How to Find Coverage That Meets Hardship Liability Floors

Not all carriers write policies at elevated liability limits for SR-22 or FR-44 filers. Standard-market insurers like State Farm and Allstate frequently decline to quote drivers with active SR-22 requirements, and those that do quote often apply surcharges that make the premium unaffordable. Non-standard carriers specializing in high-risk placements — Progressive, The General, Bristol West, Acceptance Insurance, National General — are more likely to issue policies at 100/300/100 limits with SR-22 certification, though pricing varies widely by state and violation history. The comparison process matters: quoted premiums for identical coverage can vary by $60-120/month between carriers in the same ZIP code. A driver in Ohio comparing non-owner SR-22 policies at 100/300/100 limits might receive quotes ranging from $55/month to $175/month depending on carrier risk appetite and underwriting tier.
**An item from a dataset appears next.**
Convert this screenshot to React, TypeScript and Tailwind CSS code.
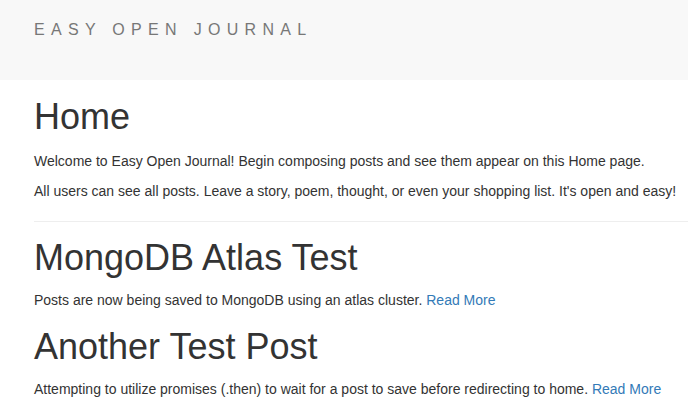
import React from "react";

const posts = [
  {
    title: "MongoDB Atlas Test",
    body: "Posts are now being saved to MongoDB using an atlas cluster.",
  },
  {
    title: "Another Test Post",
    body: "Attempting to utilize promises (.then) to wait for a post to save before redirecting to home.",
  },
];

function Navbar() {
  return (
    <div className="h-20 bg-[#f8f8f8] pl-[34px] pt-5">
      <p className="text-[16px] leading-5 tracking-[6.3px] text-[#777]">
        EASY OPEN JOURNAL
      </p>
    </div>
  );
}

function App() {
  return (
    <div className="min-h-screen bg-white font-['Liberation_Sans',Arial,sans-serif] text-[#333]">
      <Navbar />
      <div className="pl-[34px]">
        <h1 className="mt-[17px] mb-[14px] text-[36px] leading-10">Home</h1>
        <p className="text-[14px] leading-5 mb-[10px]">
          Welcome to Easy Open Journal! Begin composing posts and see them appear
          on this Home page.
        </p>
        <p className="text-[14px] leading-5 whitespace-nowrap">
          All users can see all posts. Leave a story, poem, thought, or even your
          shopping list. It's open and easy!
        </p>
        <div className="mt-5 border-t border-[#eee]"></div>

        {posts.map((post, i) => (
          <div key={post.title} className={i === 0 ? "mt-4" : "mt-[17px]"}>
            <h1 className="mb-3 text-[36px] leading-10">{post.title}</h1>
            <p className="text-[14px] leading-5 whitespace-nowrap">
              {post.body}{" "}
              <a href="#" className="text-[#337ab7]">
                Read More
              </a>
            </p>
          </div>
        ))}
      </div>
    </div>
  );
}

export default App;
The lowest quote is not always from the carrier with the weakest financial rating — rate structure differences reflect actuarial models, not solvency risk. When comparing quotes, confirm three details explicitly: the liability limits match your state's hardship requirement (not just the standard minimum), the policy includes SR-22 or FR-44 filing as applicable, and the effective date aligns with your hardship petition filing timeline. Submitting a petition with an insurance declaration page showing coverage effective two weeks in the future will trigger a deficiency notice in most jurisdictions. The coverage must be active on the date of filing.